**Exercise aim:** Every line from the start of the entries up to and including the one bearing "const gridCols = 'grid" must be printed verbatim, without the pictures.

#### Entries provided

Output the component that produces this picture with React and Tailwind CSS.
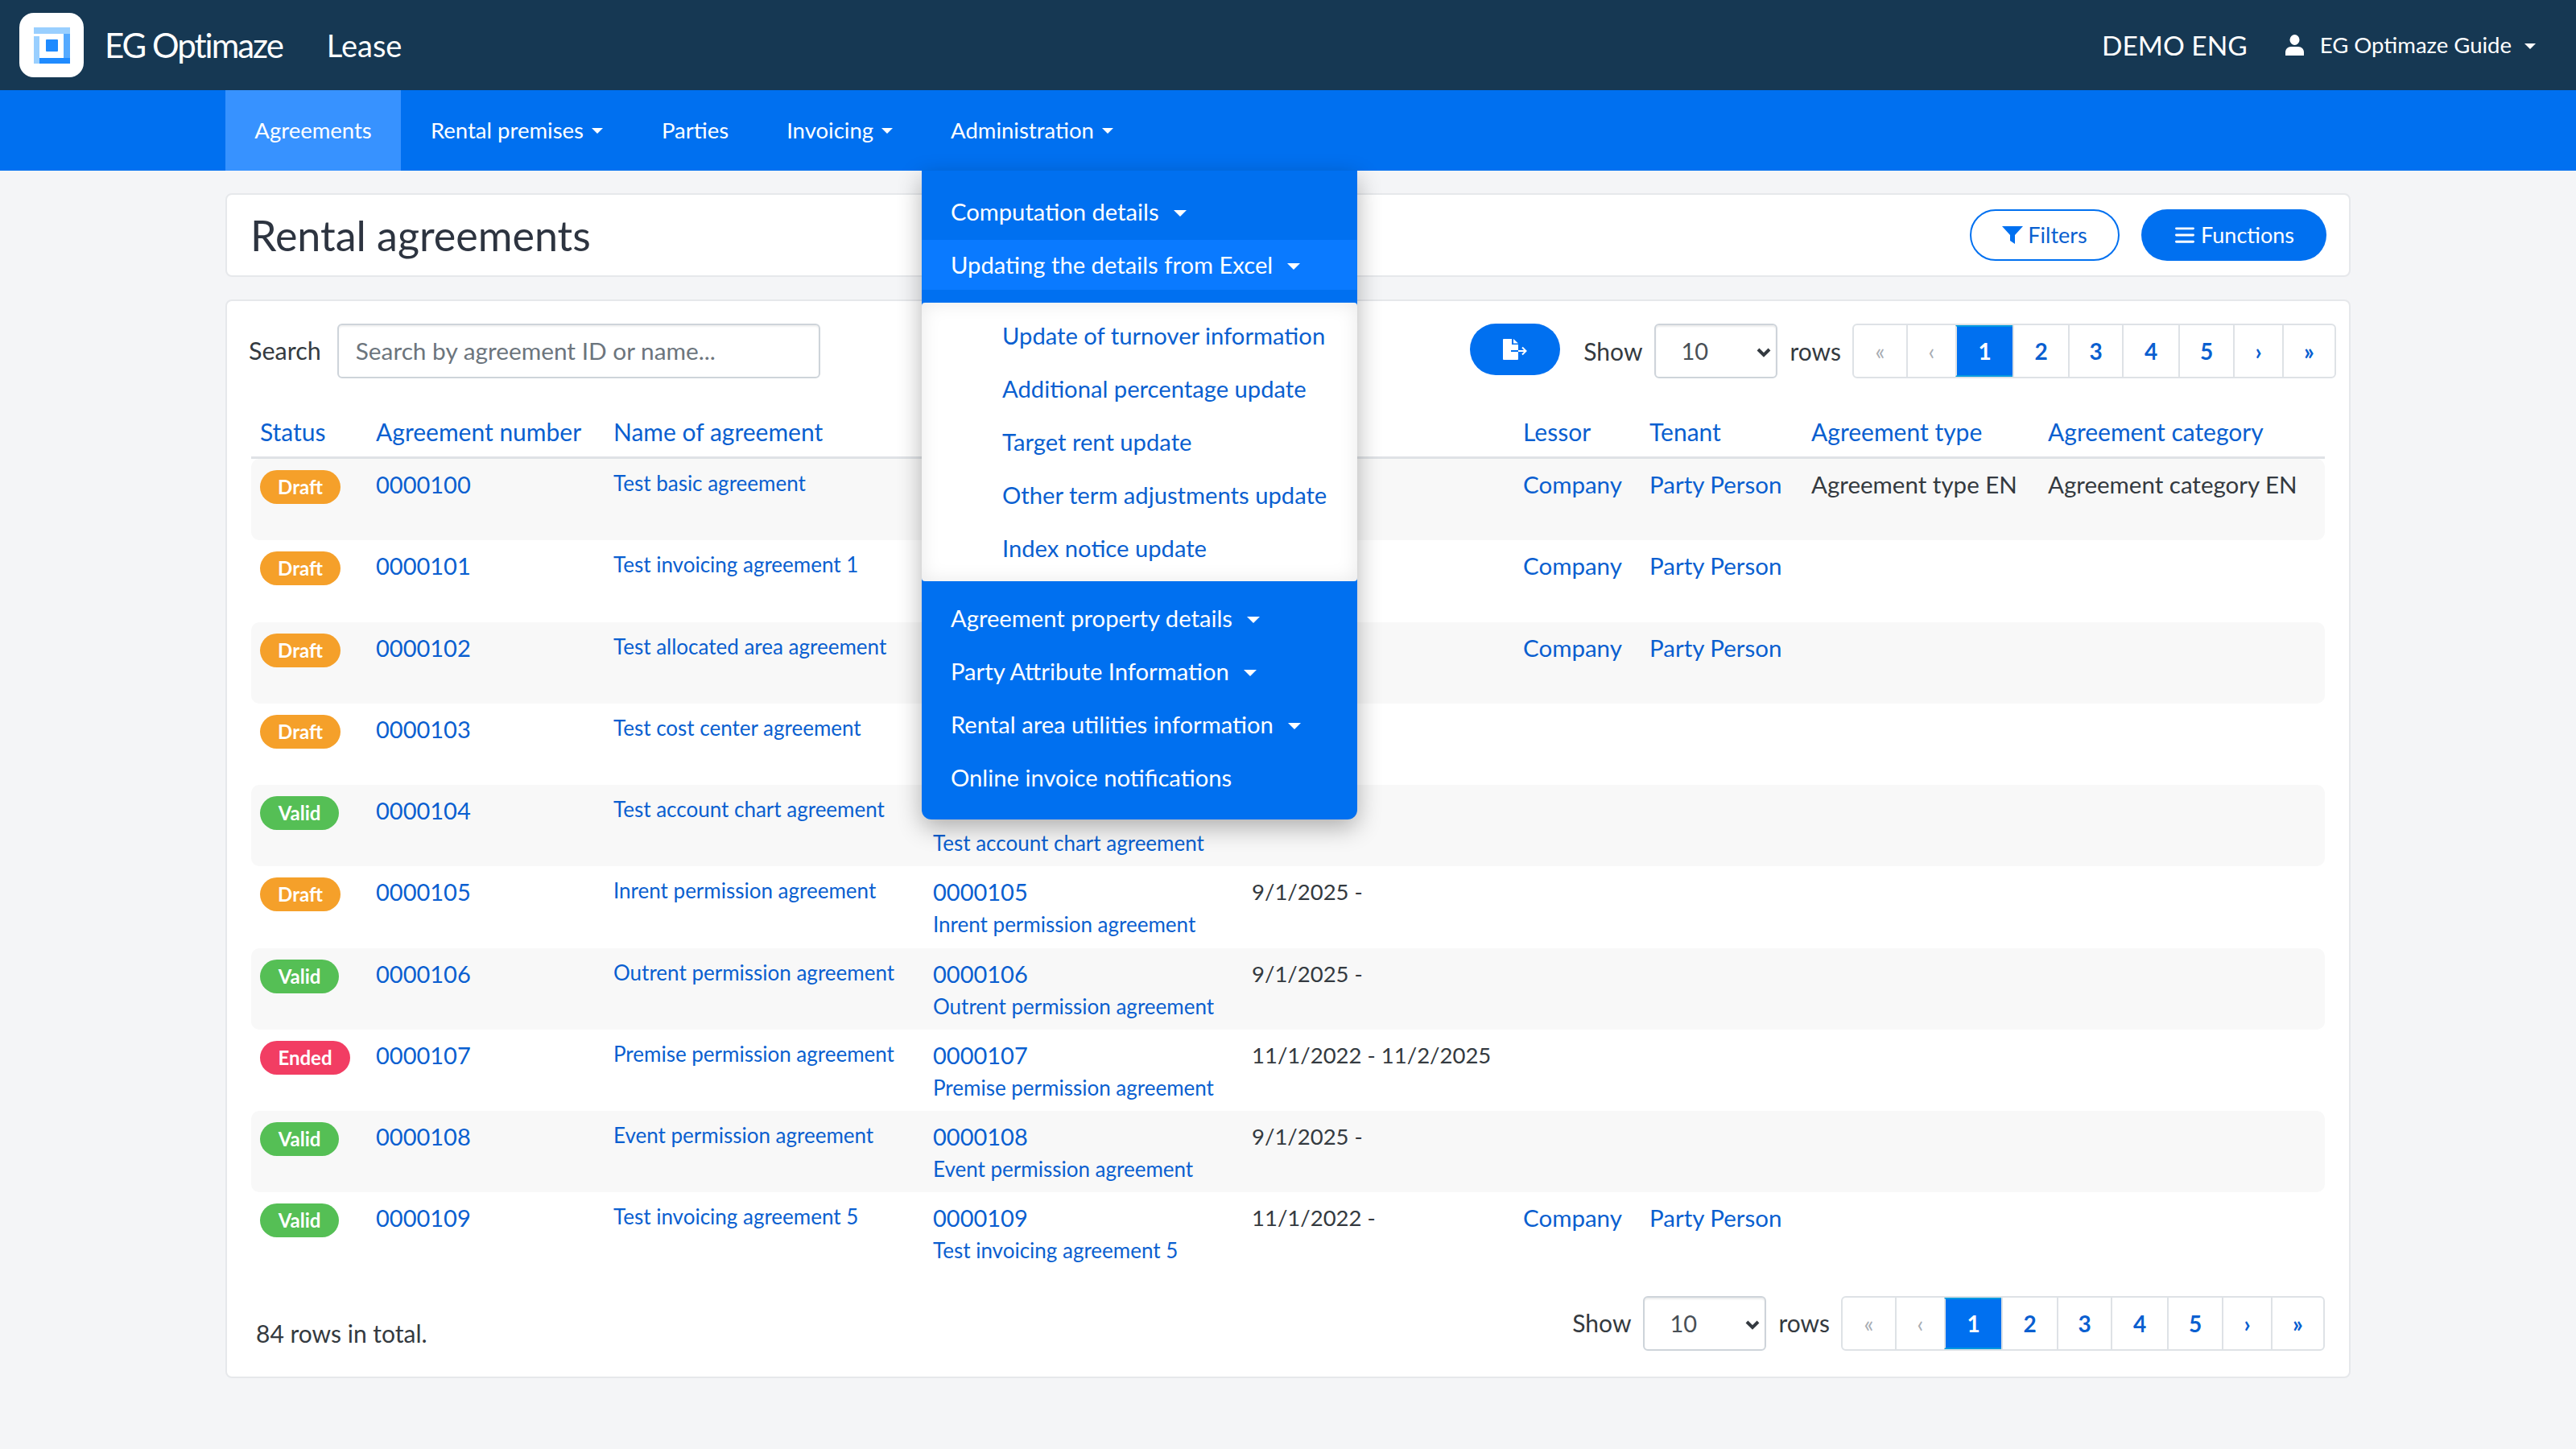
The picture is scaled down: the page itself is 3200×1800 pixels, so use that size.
import React from 'react';
import { AlignJustify } from 'lucide-react';

const rows = [
  { status: 'Draft', no: '0000100', name: 'Test basic agreement', date: '', lessor: true, tenant: true, type: 'Agreement type EN', cat: 'Agreement category EN' },
  { status: 'Draft', no: '0000101', name: 'Test invoicing agreement 1', date: '', lessor: true, tenant: true },
  { status: 'Draft', no: '0000102', name: 'Test allocated area agreement', date: '', lessor: true, tenant: true },
  { status: 'Draft', no: '0000103', name: 'Test cost center agreement', date: '' },
  { status: 'Valid', no: '0000104', name: 'Test account chart agreement', date: '' },
  { status: 'Draft', no: '0000105', name: 'Inrent permission agreement', date: '9/1/2025 -' },
  { status: 'Valid', no: '0000106', name: 'Outrent permission agreement', date: '9/1/2025 -' },
  { status: 'Ended', no: '0000107', name: 'Premise permission agreement', date: '11/1/2022 - 11/2/2025' },
  { status: 'Valid', no: '0000108', name: 'Event permission agreement', date: '9/1/2025 -' },
  { status: 'Valid', no: '0000109', name: 'Test invoicing agreement 5', date: '11/1/2022 -', lessor: true, tenant: true },
];

const badgeClass = {
  Draft: 'bg-[#f5a02a] w-[100px]',
  Valid: 'bg-[#55bf55] w-[98px]',
  Ended: 'bg-[#f23d63] w-[112px]',
};

const gridCols = 'grid grid-cols-[144px_295px_397px_396px_337px_157px_201px_294px_1fr]';

const Caret = ({ className = '' }) => (
  <span className={`inline-block border-x-[8px] border-t-[8px] border-x-transparent border-t-current ${className}`} />
);

const SmallCaret = () => (
  <span className="inline-block border-x-[7px] border-t-[7px] border-x-transparent border-t-current" />
);

const Logo = () => (
  <div className="flex h-[80px] w-[80px] items-center justify-center rounded-[18px] bg-white">
    <svg width="45" height="45" viewBox="0 0 45 45">
      <rect x="0" y="0" width="45" height="8" fill="#99cfff" />
      <rect x="0" y="11" width="7" height="34" fill="#99cfff" />
      <rect x="37" y="8" width="8" height="30" fill="#55aaff" />
      <rect x="7" y="38" width="38" height="7" fill="#1f8bff" />
      <rect x="15" y="15" width="15" height="15" rx="1" fill="#1f8bff" />
    </svg>
  </div>
);

const Pagination = () => {
  const cells = [
    { t: '«', w: 'w-[65px]', c: 'text-[#a8adb3]' },
    { t: '‹', w: 'w-[61px]', c: 'text-[#a8adb3]' },
    { t: '1', w: 'w-[71px]', c: 'border-y-2 border-y-[#0099e0] bg-[#0070f0] text-white font-bold' },
    { t: '2', w: 'w-[69px]', c: 'text-[#0a5fd0] font-bold' },
    { t: '3', w: 'w-[67px]', c: 'text-[#0a5fd0] font-bold' },
    { t: '4', w: 'w-[70px]', c: 'text-[#0a5fd0] font-bold' },
    { t: '5', w: 'w-[68px]', c: 'text-[#0a5fd0] font-bold' },
    { t: '›', w: 'w-[61px]', c: 'text-[#0a5fd0] font-bold' },
    { t: '»', w: 'w-[65px]', c: 'text-[#0a5fd0] font-bold' },
  ];
  return (
    <div className="flex h-[68px] overflow-hidden rounded-[6px] border-2 border-[#dee2e6]">
      {cells.map((c, i) => (
        <div key={i} className={`flex items-center justify-center border-l-2 border-l-[#dee2e6] first:border-l-0 text-[28px] ${c.w} ${c.c}`}>
          {c.t}
        </div>
      ))}
    </div>
  );
};

const RowsControl = () => (
  <div className="flex items-center text-[#343a40]">
    <span className="text-[30px]">Show</span>
    <div className="relative mx-[15px] flex h-[68px] w-[153px] items-center rounded-[6px] border-2 border-[#ced4da] pl-[31px] text-[29px] text-[#495057] shadow-[inset_0_2px_2px_rgba(0,0,0,0.08)]">
      10
      <svg className="absolute right-[6px] top-[27px]" width="18" height="14" viewBox="0 0 18 14">
        <path d="M2 3 L9 10 L16 3" fill="none" stroke="#343a40" strokeWidth="4" />
      </svg>
    </div>
    <span className="mr-[14px] text-[30px]">rows</span>
    <Pagination />
  </div>
);

const subItems = [
  'Update of turnover information',
  'Additional percentage update',
  'Target rent update',
  'Other term adjustments update',
  'Index notice update',
];

const AdminMenu = () => (
  <div className="absolute left-[1145px] top-[212px] z-10 w-[541px] overflow-hidden rounded-b-[12px] bg-[#0070f0] text-[29.2px] text-white shadow-[0_10px_30px_rgba(0,0,0,0.3)]">
    <div className="flex h-[86px] items-center gap-[18px] pl-[36px] pt-[16px]">
      Computation details <Caret className="mt-[4px]" />
    </div>
    <div className="flex h-[62px] items-center gap-[18px] bg-[#0a7aff] pl-[36px]">
      Updating the details from Excel <Caret className="mt-[4px]" />
    </div>
    <div className="mt-[16px] flex h-[346px] flex-col justify-center rounded-[4px] bg-white pb-[1px] pl-[100px] text-[#0a5fd0] shadow-[inset_0_0_24px_rgba(0,0,0,0.09)]">
      {subItems.map(item => (
        <div key={item} className="flex h-[66px] items-center">{item}</div>
      ))}
    </div>
    <div className="pb-[19px] pl-[36px] pt-[13px]">
      <div className="flex h-[66px] items-center gap-[18px]">Agreement property details <Caret className="mt-[4px]" /></div>
      <div className="flex h-[66px] items-center gap-[18px]">Party Attribute Information <Caret className="mt-[4px]" /></div>
      <div className="flex h-[66px] items-center gap-[18px]">Rental area utilities information <Caret className="mt-[4px]" /></div>
      <div className="flex h-[66px] items-center">Online invoice notifications</div>
    </div>
  </div>
);

export default function App() {
  return (
    <div className="relative min-h-[1800px] bg-[#f4f5f7] font-['Lato',sans-serif] text-[#343a40]">
      {/* top bar */}
      <header className="flex h-[112px] items-center justify-between bg-[#163853] pl-[24px] pr-[50px] text-white">
        <div className="flex items-center">
          <Logo />
          <span className="ml-[26px] text-[42px] tracking-[-2px]">EG Optimaze</span>
          <span className="ml-[55px] text-[38px]">Lease</span>
        </div>
        <div className="flex items-center">
          <span className="text-[33.5px]">DEMO ENG</span>
          <svg className="ml-[47px]" width="23" height="26" viewBox="0 0 23 26" fill="white">
            <ellipse cx="11.5" cy="6.5" rx="6" ry="6.5" />
            <path d="M0 26 V22 C0 18 3 15 7 15 H16 C20 15 23 18 23 22 V26 Z" />
          </svg>
          <span className="ml-[20px] text-[27.5px]">EG Optimaze Guide</span>
          <span className="ml-[16px] mt-[2px] inline-flex"><SmallCaret /></span>
        </div>
      </header>

      {/* nav */}
      <nav className="flex h-[100px] items-stretch bg-[#0070f0] pl-[280px] text-[27.5px] text-white">
        <div className="flex w-[218px] items-center justify-center bg-[#3792ff]">Agreements</div>
        <div className="flex items-center gap-[10px] pl-[37px] pr-[37px]">Rental premises <SmallCaret /></div>
        <div className="flex items-center pl-[36px] pr-[36px]">Parties</div>
        <div className="flex items-center gap-[10px] pl-[36px] pr-[36px]">Invoicing <SmallCaret /></div>
        <div className="flex items-center gap-[10px] pl-[36px]">Administration <SmallCaret /></div>
      </nav>

      <main className="px-[280px] pt-[28px]">
        {/* title card */}
        <section className="flex h-[104px] items-center justify-between rounded-[8px] border-2 border-[#e6e8eb] bg-white pl-[29px] pr-[28px]">
          <h1 className="text-[52px] font-normal text-[#2d3440]">Rental agreements</h1>
          <div className="flex items-center gap-[27px]">
            <button className="flex h-[64px] w-[186px] items-center justify-center gap-[6px] rounded-full border-2 border-[#0070f0] bg-white text-[27px] text-[#0a5fd0]">
              <svg width="26" height="22" viewBox="0 0 26 22" fill="#0070f0">
                <path d="M0 0 H26 L16 11 V22 L10 18 V11 Z" />
              </svg>
              Filters
            </button>
            <button className="flex h-[64px] w-[230px] items-center justify-center gap-[6px] rounded-full bg-[#0070f0] text-[27px] text-white">
              <AlignJustify className="h-[28px] w-[28px]" strokeWidth={2.5} />
              Functions
            </button>
          </div>
        </section>

        {/* list card */}
        <section className="mt-[28px] h-[1340px] rounded-[8px] border-2 border-[#e6e8eb] bg-white px-[30px] pt-[28px]">
          <div className="flex items-center justify-between">
            <div className="-ml-[3px] flex items-center">
              <span className="text-[30.5px]">Search</span>
              <div className="ml-[20px] flex h-[68px] w-[600px] items-center rounded-[6px] border-2 border-[#ced4da] pl-[21px] text-[29.8px] text-[#6c757d] shadow-[inset_0_2px_2px_rgba(0,0,0,0.06)]">
                Search by agreement ID or name...
              </div>
            </div>
            <div className="-mr-[14px] flex items-center">
              <button className="-mt-[4px] mr-[29px] flex h-[64px] w-[112px] items-center justify-center rounded-full bg-[#0070f0]">
                <svg width="30" height="26" viewBox="0 0 30 26" fill="white">
                  <path d="M1 0 H11 V7 H19 V25 C19 25.500 18.500 26 18 26 H1 C0.500 26 0 25.500 0 25 V1 C0 0.500 0.500 0 1 0 Z" />
                  <path d="M13 0 L19 5.500 H13 Z" />
                  <path d="M10 15 H19" stroke="#0070f0" strokeWidth="2" />
                  <path d="M19 15 H28 M24 10.500 L28.500 15 L24 19.500" fill="none" stroke="white" strokeWidth="2" />
                </svg>
              </button>
              <RowsControl />
            </div>
          </div>

          <div className="mt-[28px]">
            <div className={`${gridCols} h-[72px] items-center border-b-[3px] border-[#dfe2e6] pl-[11px] pt-[8px] text-[30px] text-[#0a5fd0]`}>
              <span>Status</span>
              <span>Agreement number</span>
              <span>Name of agreement</span>
              <span />
              <span />
              <span>Lessor</span>
              <span>Tenant</span>
              <span>Agreement type</span>
              <span>Agreement category</span>
            </div>
            {rows.map((r, i) => (
              <div key={r.no} className={`${gridCols} h-[101.25px] rounded-[10px] pl-[11px] pt-[14px] text-[29.5px] leading-[36px] ${i % 2 === 0 ? 'bg-[#f8f8f8]' : ''}`}>
                <span className={`flex h-[42px] items-center justify-center rounded-full text-[24px] font-bold text-white ${badgeClass[r.status]}`}>{r.status}</span>
                <span className="text-[29px] text-[#0a5fd0]">{r.no}</span>
                <span className="text-[26px] leading-[32px] text-[#0a5fd0]">{r.name}</span>
                <div className="text-[#0a5fd0]">
                  <div className="text-[29px]">{r.no}</div>
                  <div className="mt-[6px] text-[26px] leading-[32px]">{r.name}</div>
                </div>
                <span className="text-[27.5px]">{r.date}</span>
                <span className="text-[#0a5fd0]">{r.lessor ? 'Company' : ''}</span>
                <span className="text-[#0a5fd0]">{r.tenant ? 'Party Person' : ''}</span>
                <span>{r.type}</span>
                <span>{r.cat}</span>
              </div>
            ))}
          </div>

          <div className="mt-[27px] flex items-end justify-between">
            <span className="mb-[4px] pl-[6px] text-[30px] leading-[36px]">84 rows in total.</span>
            <RowsControl />
          </div>
        </section>
      </main>

      <AdminMenu />
    </div>
  );
}
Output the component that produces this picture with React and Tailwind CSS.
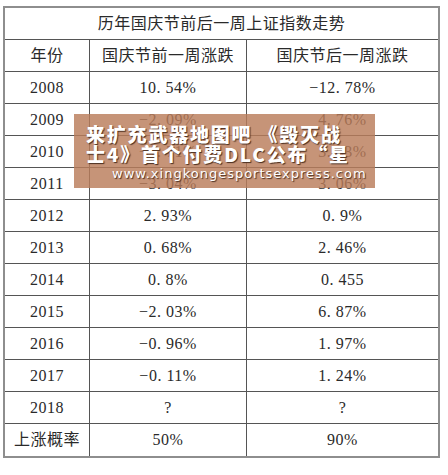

########

**Reply:**
Output the component that produces this picture with React and Tailwind CSS.
The picture is scaled down: the page itself is 3200×1800 pixels, so use that size.
import React from 'react';
import { AlignJustify } from 'lucide-react';

const rows = [
  { status: 'Draft', no: '0000100', name: 'Test basic agreement', date: '', lessor: true, tenant: true, type: 'Agreement type EN', cat: 'Agreement category EN' },
  { status: 'Draft', no: '0000101', name: 'Test invoicing agreement 1', date: '', lessor: true, tenant: true },
  { status: 'Draft', no: '0000102', name: 'Test allocated area agreement', date: '', lessor: true, tenant: true },
  { status: 'Draft', no: '0000103', name: 'Test cost center agreement', date: '' },
  { status: 'Valid', no: '0000104', name: 'Test account chart agreement', date: '' },
  { status: 'Draft', no: '0000105', name: 'Inrent permission agreement', date: '9/1/2025 -' },
  { status: 'Valid', no: '0000106', name: 'Outrent permission agreement', date: '9/1/2025 -' },
  { status: 'Ended', no: '0000107', name: 'Premise permission agreement', date: '11/1/2022 - 11/2/2025' },
  { status: 'Valid', no: '0000108', name: 'Event permission agreement', date: '9/1/2025 -' },
  { status: 'Valid', no: '0000109', name: 'Test invoicing agreement 5', date: '11/1/2022 -', lessor: true, tenant: true },
];

const badgeClass = {
  Draft: 'bg-[#f5a02a] w-[100px]',
  Valid: 'bg-[#55bf55] w-[98px]',
  Ended: 'bg-[#f23d63] w-[112px]',
};

const gridCols = 'grid grid-cols-[144px_295px_397px_396px_337px_157px_201px_294px_1fr]';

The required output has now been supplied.